Poco vamos a relatar de la ruta en sí misma. Después de salir de Grañón y cruzar la imaginaria frontera entre La Rioja y Castilla, el camino discurre casi en paralelo a la carretera nacional 120, entre campos de cereales y atraviesa Redecilla del Camino, Castildelgado, Viloria y Belorado, en la que hicimos una breve visita y repusimos fuerzas, además de sellar la credencial. Mientras andábamos junto a la carretera, algunos coches o camiones, justo al pasar junto a nosotros, hacían sonar el claxon, a modo de saludo y nosotros respondíamos agitando el bastón. Poco después entramos en Tosantos, Villambistia y Espinosa del Camino para luego dirigirnos al final de la etapa, Villafranca Montes de Oca, situado en la falda Este de esa estribación montañosa, casi perpendicular a la Sierra de la Demanda y cuya travesía quedaría para la siguiente jornada.
El Camino parece perderse en el infinito.

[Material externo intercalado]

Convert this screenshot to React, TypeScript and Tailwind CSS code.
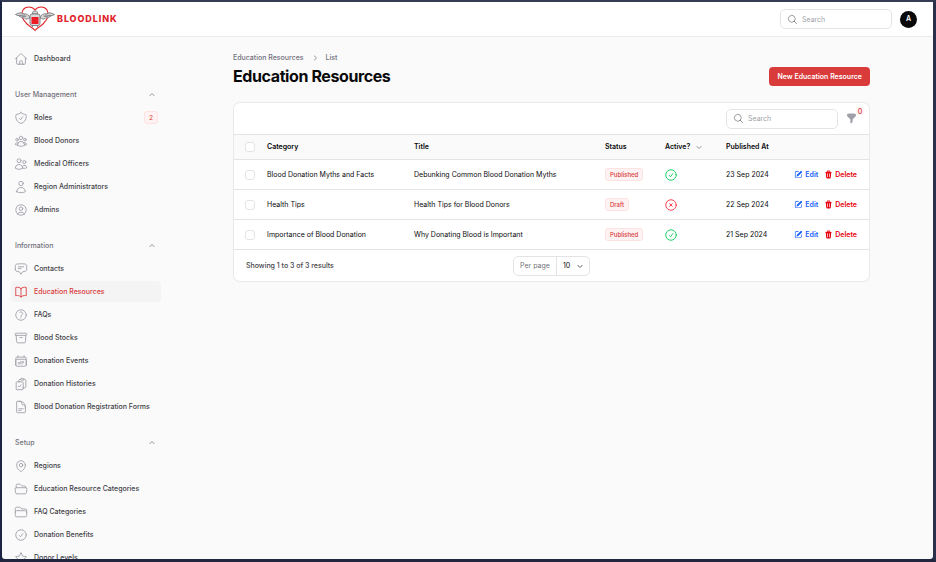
import type { ReactNode } from "react";
import type { IconType } from "react-icons";
import {
  HiOutlineHome, HiOutlineShieldCheck, HiOutlineUserGroup, HiOutlineUsers, HiOutlineUser, HiOutlineUserCircle,
  HiOutlineChatBubbleBottomCenterText, HiOutlineBookOpen, HiOutlineQuestionMarkCircle, HiOutlineArchiveBox,
  HiOutlineCalendarDays, HiOutlineClipboardDocumentCheck, HiOutlineDocumentText, HiOutlineMapPin,
  HiOutlineFolderOpen, HiOutlineFolder, HiOutlineCheckCircle, HiOutlineXCircle, HiOutlineStar,
  HiOutlineMagnifyingGlass, HiMiniChevronUp, HiMiniChevronDown, HiMiniChevronRight,
  HiMiniFunnel, HiMiniPencilSquare, HiMiniTrash,
} from "react-icons/hi2";

type Item = { label: string; icon: IconType; badge?: string; active?: boolean };

const groups: { label: string; items: Item[] }[] = [
  {
    label: "User Management",
    items: [
      { label: "Roles", icon: HiOutlineShieldCheck, badge: "2" },
      { label: "Blood Donors", icon: HiOutlineUserGroup },
      { label: "Medical Officers", icon: HiOutlineUsers },
      { label: "Region Administrators", icon: HiOutlineUser },
      { label: "Admins", icon: HiOutlineUserCircle },
    ],
  },
  {
    label: "Information",
    items: [
      { label: "Contacts", icon: HiOutlineChatBubbleBottomCenterText },
      { label: "Education Resources", icon: HiOutlineBookOpen, active: true },
      { label: "FAQs", icon: HiOutlineQuestionMarkCircle },
      { label: "Blood Stocks", icon: HiOutlineArchiveBox },
      { label: "Donation Events", icon: HiOutlineCalendarDays },
      { label: "Donation Histories", icon: HiOutlineClipboardDocumentCheck },
      { label: "Blood Donation Registration Forms", icon: HiOutlineDocumentText },
    ],
  },
  {
    label: "Setup",
    items: [
      { label: "Regions", icon: HiOutlineMapPin },
      { label: "Education Resource Categories", icon: HiOutlineFolderOpen },
      { label: "FAQ Categories", icon: HiOutlineFolder },
      { label: "Donation Benefits", icon: HiOutlineCheckCircle },
      { label: "Donor Levels", icon: HiOutlineStar },
    ],
  },
];

const rows = [
  { category: "Blood Donation Myths and Facts", title: "Debunking Common Blood Donation Myths", status: "Published", active: true, date: "23 Sep 2024" },
  { category: "Health Tips", title: "Health Tips for Blood Donors", status: "Draft", active: false, date: "22 Sep 2024" },
  { category: "Importance of Blood Donation", title: "Why Donating Blood is Important", status: "Published", active: true, date: "21 Sep 2024" },
];

function Logo() {
  return (
    <svg viewBox="0 0 40 26" className="h-[26px] w-10" fill="none" aria-hidden="true">
      <path d="M20 4C17 0 10.500 0 8 4C5 9 8 14 12 18C15 21 18 22 20 24.500C22 22 25 21 28 18C32 14 35 9 32 4C29.500 0 23 0 20 4Z" stroke="#e02a2e" strokeWidth="1.100" />
      <g stroke="#77777a" strokeWidth="0.900" fill="#d9d9da">
        <path d="M15 12C13 6.500 10 8.500 8 7.500C5 6 3 7.500 .5 8.500C2 9.500 3 9.500 4 9.500C4 11 6 11 6.500 11C7 12.500 9 12 9.500 12C11 14 13 12.500 15 12Z" />
        <path d="M25 12C27 6.500 30 8.500 32 7.500C35 6 37 7.500 39.500 8.500C38 9.500 37 9.500 36 9.500C36 11 34 11 33.500 11C33 12.500 31 12 30.500 12C29 14 27 12.500 25 12Z" />
        <path d="M4 9.500L10 9M6.500 11L11.500 10M36 9.500L30 9M33.500 11L28.500 10" />
        <path d="M17.500 6.500C17.500 4.500 22.500 4.500 22.500 6.500V8H17.500Z" />
        <rect x="15" y="8" width="10" height="11.500" rx="2" />
        <path d="M17.500 19.500V21M22.500 19.500V21" />
      </g>
      <path d="M16.500 11H23.500V18H16.500Z" fill="#ee1c24" />
    </svg>
  );
}

function SearchBox({ id }: { id: string }) {
  return (
    <label htmlFor={id} className="flex h-5 w-28 items-center gap-1 rounded-[5px] border border-zinc-200 bg-white pl-1.5">
      <HiOutlineMagnifyingGlass className="size-[11px] shrink-0 text-zinc-500" />
      <input id={id} type="text" aria-label="Search" placeholder="Search" className="h-full w-full min-w-0 bg-transparent text-[7px] outline-none placeholder:text-zinc-400" />
    </label>
  );
}

function NavLink({ item }: { item: Item }) {
  const Icon = item.icon;
  return (
    <a
      href="#"
      className={
        item.active
          ? "flex h-[21px] shrink-0 items-center gap-1.5 rounded-[4px] bg-zinc-100 px-[3px] text-[#d93b3b]"
          : "flex h-[21px] shrink-0 items-center gap-1.5 rounded-[4px] px-[3px] text-zinc-700"
      }
    >
      <Icon className={item.active ? "size-3.5 shrink-0" : "size-3.5 shrink-0 text-zinc-400"} />
      <span className="flex-1 whitespace-nowrap">{item.label}</span>
      {item.badge && <Badge>{item.badge}</Badge>}
    </a>
  );
}

function Badge({ children }: { children: ReactNode }) {
  return (
    <span className="inline-flex h-[13px] items-center rounded-[3px] border border-red-100 bg-red-50 px-1 align-middle text-[6px] font-medium text-[#d93b3b]">
      {children}
    </span>
  );
}

function Tick({ label }: { label: string }) {
  return <input type="checkbox" aria-label={label} className="block size-2.5 appearance-none rounded-[3px] border border-zinc-200 bg-white checked:bg-[#d93b3b]" />;
}

export default function App() {
  return (
    <div className="h-screen overflow-hidden border-t-2 border-r-[3px] border-b-[3px] border-l-2 border-t-[#373c55] border-r-[#2b314b] border-b-[#22263f] border-l-[#1c2444] bg-[#22263f] font-['Inter',sans-serif] text-[7px] leading-3 text-zinc-950">
      <div className="flex h-full flex-col overflow-hidden rounded-b-[3px] bg-zinc-50">
        <header className="flex h-[35px] shrink-0 items-center justify-between border-b border-zinc-200/70 bg-white pr-4 pl-[13px]">
          <a href="#" className="flex items-center gap-0.5 text-[9px] font-extrabold tracking-widest text-[#e0242b]">
            <Logo />
            BLOODLINK
          </a>
          <div className="flex items-center gap-2">
            <SearchBox id="global-search" />
            <button type="button" className="flex size-[17px] items-center justify-center rounded-full bg-zinc-950 font-semibold text-white">A</button>
          </div>
        </header>
        <div className="flex min-h-0 flex-1">
          <nav className="flex w-42 shrink-0 flex-col gap-[15px] overflow-hidden px-[9px] pt-[11px] font-medium">
            <NavLink item={{ label: "Dashboard", icon: HiOutlineHome }} />
            {groups.map((g) => (
              <section key={g.label} className="flex shrink-0 flex-col gap-0.5">
                <button type="button" className="flex h-[21px] items-center justify-between px-1 font-medium text-zinc-500">
                  {g.label}
                  <HiMiniChevronUp className="size-2.5 text-zinc-400" />
                </button>
                {g.items.map((i) => <NavLink key={i.label} item={i} />)}
              </section>
            ))}
          </nav>
          <main className="min-w-0 flex-1 pt-[15px]">
            <div className="mx-auto max-w-[637px]">
              <div className="flex items-end justify-between">
                <div>
                  <nav aria-label="Breadcrumb" className="flex items-center gap-1.5 font-medium text-zinc-500">
                    <a href="#">Education Resources</a>
                    <HiMiniChevronRight className="size-2.5 text-zinc-400" />
                    <a href="#">List</a>
                  </nav>
                  <h1 className="mt-0.5 text-base leading-5 font-bold tracking-tight">Education Resources</h1>
                </div>
                <button type="button" className="h-[19px] rounded-[4px] bg-[#d93b3b] px-2 font-semibold text-white">New Education Resource</button>
              </div>
              <div className="mt-4 overflow-hidden rounded-[7px] border border-zinc-200/80 bg-white">
                <div className="flex h-[31px] items-center justify-end gap-2 pr-3">
                  <SearchBox id="table-search" />
                  <button type="button" aria-label="Filter" className="relative text-zinc-400">
                    <HiMiniFunnel className="size-[11px]" />
                    <span className="absolute -top-1.5 left-2.5 flex size-2 items-center justify-center rounded-[2px] bg-red-50 leading-none font-medium text-[#d93b3b]">0</span>
                  </button>
                </div>
                <table className="w-full table-fixed border-collapse text-left whitespace-nowrap">
                  <thead>
                    <tr className="h-[25px] border-y border-zinc-200 bg-zinc-50">
                      <th className="w-[26px] pl-[11px]"><Tick label="Select all" /></th>
                      <th className="w-[147px] pl-[7px] font-semibold">Category</th>
                      <th className="pl-[7px] font-semibold">Title</th>
                      <th className="w-[60px] pl-[7px] font-semibold">Status</th>
                      <th className="w-[61px] pl-[7px] font-semibold">
                        <button type="button" className="flex items-center gap-1">Active?<HiMiniChevronDown className="size-2.5 text-zinc-400" /></button>
                      </th>
                      <th className="w-[61px] pl-[7px] font-semibold">Published At</th>
                      <th className="w-[89px]" aria-label="Actions" />
                    </tr>
                  </thead>
                  <tbody>
                    {rows.map((r) => (
                      <tr key={r.category} className="h-[30px] border-b border-zinc-200">
                        <td className="pl-[11px]"><Tick label={r.category} /></td>
                        <td className="pl-[7px]">{r.category}</td>
                        <td className="pl-[7px]">{r.title}</td>
                        <td className="pl-[7px]"><Badge>{r.status}</Badge></td>
                        <td className="pl-1.5">
                          {r.active
                            ? <HiOutlineCheckCircle aria-label="Active" className="size-3.5 text-green-500" />
                            : <HiOutlineXCircle aria-label="Inactive" className="size-3.5 text-red-500" />}
                        </td>
                        <td className="pl-[7px]">{r.date}</td>
                        <td className="pr-3">
                          <div className="flex justify-end gap-1.5 font-semibold">
                            <a href="#" className="flex items-center gap-0.5 text-blue-600"><HiMiniPencilSquare className="size-[9px]" />Edit</a>
                            <button type="button" className="flex items-center gap-0.5 text-red-600"><HiMiniTrash className="size-[9px]" />Delete</button>
                          </div>
                        </td>
                      </tr>
                    ))}
                  </tbody>
                </table>
                <div className="grid h-[31px] grid-cols-3 items-center px-3">
                  <span className="font-medium text-zinc-700">Showing 1 to 3 of 3 results</span>
                  <div className="flex h-5 items-center justify-self-center rounded-[5px] border border-zinc-200">
                    <label htmlFor="per-page" className="px-1.5 text-zinc-500">Per page</label>
                    <span className="relative flex h-full items-center border-l border-zinc-200">
                      <select id="per-page" defaultValue="10" className="h-full w-8 appearance-none bg-transparent pl-1.5 outline-none">
                        <option>5</option>
                        <option>10</option>
                        <option>25</option>
                      </select>
                      <HiMiniChevronDown className="pointer-events-none absolute right-1 size-2.5 text-zinc-500" />
                    </span>
                  </div>
                </div>
              </div>
            </div>
          </main>
        </div>
      </div>
    </div>
  );
}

El azar, el destino, quizá la Providencia, hizo que nos esperara una sorpresa. Al concluir la etapa en Villafranca y como teníamos previsto, nos dirigimos hacia la cercana localidad de Pradoluengo, donde están las raíces maternas de mi compañera y donde le quedan numerosos parientes. Teníamos pensado visitar a la familia, alojarnos en su casa y hacer allí una jornada de descanso, disfrutando de la gente y del bellísimo entorno de este pueblo, a los pies del San Millán, la montaña más alta de la provincia de Burgos.

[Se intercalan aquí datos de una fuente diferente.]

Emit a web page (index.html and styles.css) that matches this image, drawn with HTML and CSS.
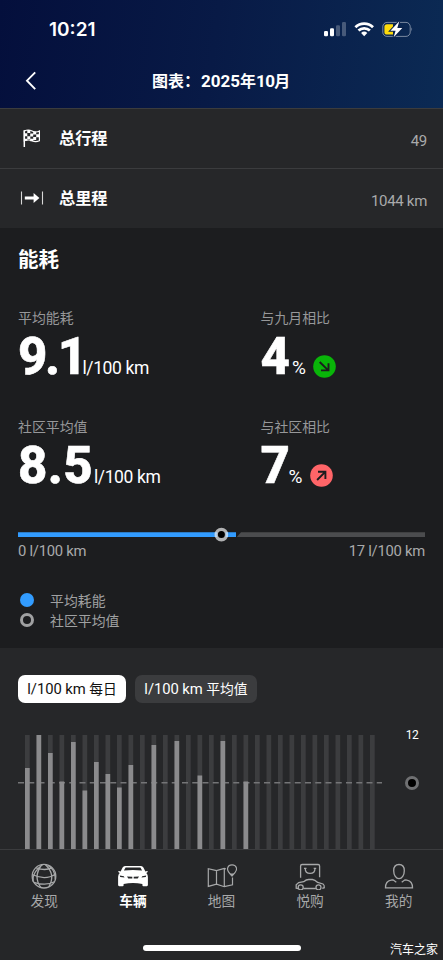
FILE: index.html
```html
<!DOCTYPE html>
<html lang="zh-CN">
<head>
<meta charset="utf-8">
<title>图表</title>
<link rel="stylesheet" href="styles.css">
</head>
<body>
<div class="app">
  <header class="header">
    <div class="status">
      <span class="clock">10:21</span>
      <svg class="status-icons" width="92" height="20" viewBox="322 20 92 20">
        <g fill="#fff"><rect x="324" y="31" width="4" height="5.2" rx="1.2"/><rect x="330" y="28.3" width="4" height="7.9" rx="1.2"/></g>
        <g fill="#fff" opacity=".25"><rect x="336" y="25.2" width="4" height="11" rx="1.2"/><rect x="342" y="22" width="4" height="14.2" rx="1.2"/></g>
        <g fill="none" stroke="#fff" stroke-width="2.8"><path d="M355.4 27.2a12.6 12.6 0 0 1 17.6 0"/><path d="M358.5 30.6a8.2 8.2 0 0 1 11.4 0"/></g>
        <path d="M364.2 36.2l-3.1-3.2a4.5 4.5 0 0 1 6.2 0z" fill="#fff"/>
        <rect x="382.8" y="22.4" width="27.4" height="14" rx="4.2" fill="none" stroke="#fff" stroke-opacity=".45"/>
        <path d="M411.4 27.2q1.7 2 0 4.4z" fill="#fff" opacity=".5"/>
        <path d="M387 24.2h6v10.4h-6q-2.6 0-2.6-2.6v-5.2q0-2.6 2.6-2.6z" fill="#fedb0b"/>
        <path d="M399.3 21.2l-8.9 9.6h5.2l-2 6.5 8.7-9.4h-5z" fill="#fff" stroke="#0b234c" stroke-width="2" paint-order="stroke"/>
      </svg>
    </div>
    <div class="nav">
      <svg class="back" width="12" height="20" viewBox="0 0 12 20"><path d="M10.2 1.4L2 9.7l8.2 8.5" fill="none" stroke="#fff" stroke-width="1.9"/></svg>
      <h1 class="title">图表：<span class="title-num">2025</span>年<span class="title-ten">10</span>月</h1>
    </div>
  </header>

  <section class="rows">
    <div class="row">
      <svg class="row-icon" width="24" height="24" viewBox="20 126 24 24">
        <path d="M24.3 129.2V146" stroke="#fff" stroke-width="1.5"/>
        <path d="M24.3 130q4-2 7.8 0t7.3 0v9.8q-3.8 1.6-7.3 0t-7.8 0z" fill="none" stroke="#fff" stroke-width="1.2"/>
        <path d="M27.3 129h3v3.1h-3zM33.2 130.6h3v3h-3zM24.3 132.2h3v3h-3zM30.2 132.4h3v3h-3zM36.2 133.2h3v3h-3zM27.3 135.2h3v3h-3zM33.2 136h3v3h-3zM24.3 137.8h3v2h-3zM30.2 137.8h3v2.5h-3z" fill="#fff"/>
      </svg>
      <span class="row-name">总行程</span>
      <span class="row-value">49</span>
    </div>
    <div class="row">
      <svg class="row-icon" width="24" height="24" viewBox="20 186 24 24">
        <path d="M21.5 191.5v13M42.5 191.5v13" stroke="#d8d8d8" stroke-width="1.1"/>
        <path d="M24.800 196.400h8.800V193l5.800 5-5.800 5v-3.400h-8.800z" fill="#fff"/>
      </svg>
      <span class="row-name">总里程</span>
      <span class="row-value">1044 km</span>
    </div>
  </section>

  <section class="usage">
    <h2 class="heading">能耗</h2>
    <div class="stats">
      <div class="stat">
        <div class="label">平均能耗</div>
        <div class="figure"><span class="big narrow">9.1</span><span class="unit">l/100 km</span></div>
      </div>
      <div class="stat">
        <div class="label">与九月相比</div>
        <div class="figure"><span class="big four">4</span><span class="unit">%</span>
          <svg class="badge" width="23" height="23" viewBox="0 0 23 23"><circle cx="11.5" cy="11.5" r="11.3" fill="#09b509"/><path d="M6.7 7l7.8 7.6M8 15.4h7.5V8.2" fill="none" stroke="#1b1c1e" stroke-width="1.9"/></svg>
        </div>
      </div>
      <div class="stat">
        <div class="label">社区平均值</div>
        <div class="figure"><span class="big">8.5</span><span class="unit">l/100 km</span></div>
      </div>
      <div class="stat">
        <div class="label">与社区相比</div>
        <div class="figure"><span class="big seven">7</span><span class="unit">%</span>
          <svg class="badge" width="23" height="23" viewBox="0 0 23 23"><circle cx="11.5" cy="11.5" r="11.3" fill="#ff6568"/><path d="M7.1 16l7.9-7.9M8 7.7h7.4v7.2" fill="none" stroke="#1b1c1e" stroke-width="1.9"/></svg>
        </div>
      </div>
    </div>
    <svg class="slider" width="407" height="16" viewBox="0 0 407 16">
      <path d="M0 5.2h218v4.8H0z" fill="#329cff"/>
      <path d="M223 5.2h184v4.8H218.8z" fill="#4b4c4e"/>
      <circle cx="203.4" cy="7.6" r="4.5" fill="#000"/>
      <circle cx="203.4" cy="7.6" r="5.2" fill="none" stroke="#b0b1b2" stroke-width="3.4"/>
      <path d="M199.3 5.2h-2.5v4.8h2.5q-1.2-2.4 0-4.8M207.5 5.2h2.5v4.8h-2.5q1.2-2.4 0-4.8" fill="#b3d7fb"/>
    </svg>
    <div class="scale"><span>0 l/100 km</span><span>17 l/100 km</span></div>
    <ul class="legend">
      <li><i class="dot"></i>平均耗能</li>
      <li><i class="ring"></i>社区平均值</li>
    </ul>
  </section>

  <section class="daily">
    <div class="pills">
      <span class="pill active"><span class="pill-unit">l/100 km</span> 每日</span>
      <span class="pill"><span class="pill-unit">l/100 km</span> 平均值</span>
    </div>
    <div class="plot">
      <svg class="bars" width="364" height="114" viewBox="18 735 364 114">
        <g id="tracks" fill="#3c3d3f"></g>
        <path d="M18 782.8h364" stroke="#747577" stroke-width="1.4" stroke-dasharray="6 4.25"/>
        <g id="values" fill="#8b8b8d"></g>
      </svg>
      <div class="axis"><span class="max">12</span><i class="ring mean"></i></div>
    </div>
  </section>

  <nav class="tabs">
    <div class="tab">
      <svg width="32" height="28" viewBox="28.3 862 32 28" fill="none" stroke="#a7a8a9" stroke-width="1.3">
        <circle cx="44.3" cy="876.2" r="11.8"/><path d="M41.8 865q-8.6 12-.6 22.500M45.500 864.500q11 10 3.500 22.500M43 864.500q-10.500 7.500-9.800 17M48 865.200q7.500 4 7.600 14M36.500 867.800q9 3.500 16-.2M32.600 874.500q13 6.500 23.300-.5M34.200 882.300q12 4 20.500-.5"/>
      </svg>
      <span>发现</span>
    </div>
    <div class="tab current">
      <svg width="32" height="28" viewBox="117 862 32 28">
        <path d="M125 866h16q1.600 0 2.400 1.600l2 3.900 1.600-.5q1 0 .7 1.100l-1.400 1q1.600 1.600 1.600 4v8q0 1.100-1.100 1.100h-3.400q-1 0-1-1v-1.300q-9.400-1.600-18.800 0v1.300q0 1-1 1h-3.400q-1.100 0-1.100-1.100v-8q0-2.400 1.600-4l-1.400-1q-.3-1.100.7-1.100l1.600.5 2-3.900q.8-1.600 2.400-1.600z" fill="#fff"/>
        <path d="M125.600 867.500h14.800l1.700 3q-9.100-1.200-18.200 0zM119.800 875.600l4 .7.700 1.300-4.300-.5zM146.200 875.600l-4 .7-.7 1.300 4.300-.5zM127 876.400l5.300.3v1.700h-4zM139 876.400l-5.300.3v1.700h4z" fill="#252628"/>
      </svg>
      <span>车辆</span>
    </div>
    <div class="tab">
      <svg width="32" height="28" viewBox="205.5 862 32 28" fill="none" stroke="#a7a8a9" stroke-width="1.2">
        <path d="M226.300 868.800l-1.500-.4-7.800 2.300-8.200-2v17.700l8.200-2.300 7.800 2.600 8.200-1.900v-7.300M217 870.600v13.500M224.800 868.500v18"/><path d="M232.500 876q-4.500-4.500-4.500-7.300a4.600 4.600 0 0 1 9.100 0q0 2.800-4.600 7.300z"/><path d="M230.300 873.500h4.500l-2.300 2.700z" fill="#a7a8a9" stroke="none"/>
      </svg>
      <span>地图</span>
    </div>
    <div class="tab">
      <svg width="32" height="28" viewBox="294 862 32 28" fill="none" stroke="#a7a8a9" stroke-width="1.3">
        <path d="M300.600 877.800V866q0-1.500 1.500-1.500h16q1.500 0 1.500 1.500v11.200"/><path d="M305.200 868.200q0 5.200 4.900 5.200t4.900-5.200M304 868.300h2.500M313.700 868.300h2.500"/><path d="M298.200 888.500l-2-.4v-3.300l2.500-2.300 5-.8q2.500-2.200 5-2.200h3.800q2.300.2 5.200 2.900l5.300 1.600q1.500.9 1.300 3.700l-2 .7M303.300 888.500h12.600"/><circle cx="300.700" cy="887.300" r="2.500"/><circle cx="318.500" cy="887.300" r="2.500"/>
      </svg>
      <span>悦购</span>
    </div>
    <div class="tab">
      <svg width="32" height="28" viewBox="382.700 862 32 28" fill="none" stroke="#a7a8a9" stroke-width="1.300">
        <path d="M398.700 864.500c3.500 0 5.300 2.300 5.300 6.200 0 4.600-2.400 8-5.300 8s-5.300-3.400-5.300-8c0-3.900 1.800-6.200 5.300-6.200z"/><path d="M396 882.300l-3.300-2.500q-.9 0-2 .4-5.500 1-5.500 7.600h27q0-6.600-5.500-7.600-1.100-.4-2-.4l-3.300 2.500"/>
      </svg>
      <span>我的</span>
    </div>
    <div class="home"></div>
    <div class="source">汽车之家</div>
  </nav>
</div>
<script src="chart.js"></script>
</body>
</html>
```
FILE: styles.css
```css
* { box-sizing: border-box; }
body { margin: 0; background: #1c1d1f; }
.app {
  width: 443px; height: 960px; overflow: hidden;
  display: flex; flex-direction: column;
  font-family: Roboto, "Noto Sans CJK SC", sans-serif;
  color: #fff;
}
h1, h2, ul { margin: 0; padding: 0; list-style: none; }
svg { display: block; flex: none; }

.header { height: 108px; background: linear-gradient(98deg, #040f3c 0%, #081a46 48%, #0b2a54 100%); }
.status { height: 56px; padding: 20px 29px 0 49px; display: flex; justify-content: space-between; }
.clock { font: 600 19px/20px Inter, sans-serif; }
.nav { height: 52px; padding-left: 25px; display: flex; align-items: center; }
.back { margin-top: -3px; }
.title { margin: -2px 0 0 115px; font-size: 16px; font-weight: 700; line-height: 24px; white-space: nowrap; }
.title-num { font-size: 17px; letter-spacing: 0; margin-left: 1px; }
.title-ten { font-size: 17px; letter-spacing: -.6px; }

.row { height: 60px; padding: 0 16px 0 20px; display: flex; align-items: center; background: #262729; border-top: 1.5px solid #3b3c3e; }
.row + .row { height: 59.5px; }
.row-icon { margin-right: 15px; }
.row-name { flex: 1; font-size: 16.2px; font-weight: 700; line-height: 24px; margin-top: 1px; }
.row-value { font-size: 15px; letter-spacing: -.3px; color: #a9aaab; line-height: 24px; margin-top: 5px; }

.usage { height: 420.5px; padding: 18px 18px 0; background: #1c1d1f; }
.heading { font-size: 20.5px; line-height: 28px; font-weight: 700; }
.stats { margin-top: 34px; display: grid; grid-template-columns: 242.5px 1fr; grid-auto-rows: 109px; }
.label { font-size: 13.9px; line-height: 20px; color: #97989a; }
.figure { display: flex; align-items: baseline; height: 56px; line-height: 58px; }
.big { font-size: 51px; font-weight: 800; width: 76px; letter-spacing: .3px; -webkit-text-stroke: .6px #fff; }
.big.narrow { width: 64.5px; letter-spacing: -2.4px; }
.big.four { width: 31.5px; }
.big.seven { width: 28px; }
.unit { font-size: 17.5px; letter-spacing: -.4px; }
.stat:nth-child(even) .unit { width: 16.5px; font-size: 19px; }
.badge { align-self: flex-start; margin: 27.5px 0 0 4.5px; }
.slider { margin-top: 1px; }
.scale { margin-top: -1.5px; display: flex; justify-content: space-between; font-size: 14.8px; line-height: 20px; letter-spacing: -.25px; color: #a9aaab; }
.legend { margin-top: 28.5px; }
.legend li { display: flex; align-items: center; height: 20.5px; font-size: 13.9px; color: #a0a1a2; }
.dot, .ring { flex: none; width: 14px; height: 14px; border-radius: 50%; margin: 0 16px 0 2px; }
.dot { background: #329cff; }
.ring { border: 3.7px solid #a0a1a2; }

.daily { height: 201px; padding: 27px 0 0 18px; background: #262729; }
.pills { display: flex; gap: 9px; }
.pill { height: 28px; padding: 0 9.3px; border-radius: 7px; background: #3b3c3e; font-size: 13.8px; line-height: 29px; white-space: pre; }
.pill.active { background: #fff; color: #111; }
.pill-unit { font-size: 14.8px; letter-spacing: -.05px; }
.plot { margin-top: 32px; display: flex; }
.axis { width: 60px; display: flex; flex-direction: column; align-items: center; }
.max { font-size: 12px; line-height: 16px; margin-top: -8px; letter-spacing: -.4px; }
.mean { margin: 33px 0 0; border-color: #6f7072; background: #000; }

.tabs { position: relative; height: 111px; padding-top: 12px; border-top: 1.5px solid #3b3c3e; background: #252628; display: grid; grid-template-columns: repeat(5, 1fr); }
.tab { display: flex; flex-direction: column; align-items: center; font-size: 13.7px; line-height: 20px; color: #a7a8a9; }
.tab span { margin-top: .5px; }
.tab.current { color: #fff; font-weight: 700; }
.home { position: absolute; left: 143px; top: 95px; width: 157.5px; height: 6px; border-radius: 3px; background: #fff; }
.source { position: absolute; right: 5px; bottom: 2px; font-size: 12px; line-height: 16px; }
```
FILE: chart.js
```javascript
const bottom = 849, top0 = 735;
const tops = [768, 735, 753, 781.5, 742, 790.5, 762, 774, 787.5, 765, null, 745, null, 741, null, 775.5, null, 741, null, 781.5];
function bar(parent, index, y) {
  const rect = document.createElementNS("http://www.w3.org/2000/svg", "rect");
  rect.setAttribute("x", 25 + index * 11.5);
  rect.setAttribute("y", y);
  rect.setAttribute("width", 4.7);
  rect.setAttribute("height", bottom - y);
  document.getElementById(parent).appendChild(rect);
}
for (let day = 0; day < 31; day++) {
  bar("tracks", day, top0);
  if (tops[day]) bar("values", day, tops[day]);
}
```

Lanitas, en casa de nuestros parientes, el día que nació dos veces.

A mitad de camino entre Villafranca y Pradoluengo, comenzamos a escuchar una especie de llanto sin poder aún determinar de dónde vendría el sonido ni qué o quién lo causaba; al doblar una curva, el llanto se hizo más audible y pudimos determinar de dónde venía. Una minúscula mancha blanca se movía al pie de una encina. Nos acercamos allí para descubrir lo que era, un pequeño cordero recién nacido balaba lastimosa y desesperadamente de hambre, frío y miedo. A duras penas podía andar, sólo trastabillaba. Al vernos, el abandonado animal vino hacia nosotros como implorando ayuda. Sin dudarlo, sin necesidad de consultarnos más que con la mirada, y desde luego, sin medir bien las consecuencias, recogimos al animal. Con el frío, sin alimento e indefenso ante el ataque de cualquier predador, estaba condenado a una muerte segura. Mi compañera lo llevó en brazos y yo cargué con las dos mochilas. Nada más cogerlo, dejó de balar. Al llegar a Pradoluengo comenzamos las gestiones para afrontar la situación que, inexcusablemente, pasaba por no hacer de Lanitas (así la llamamos desde el primer momento) el alimento de nadie. Interpretamos que aquello era una indescifrable señal, una prueba más que el Camino nos ponía. Aquel animal, símbolo cristiano de mansedumbre, bondad y paz, nos había pedido ayuda y no podíamos abandonarle a un cruel final. Convencimos a la familia de que su destino tenía que ser otro. Además era hembra y podría criar o producir lana o leche. Pasamos las siguientes horas consultando al veterinario, dándole calor y alimentándola con biberones. Nuestros parientes accedieron de buen grado a tenerla unos días. Le hemos dado, de momento, un destino provisional: nuestra propia casa, algo bien distinto a lo que le esperaba si no se hubiera cruzado en nuestro camino. Procuraremos, entre toda la familia, criarla hasta que le encontremos un lugar definitivo.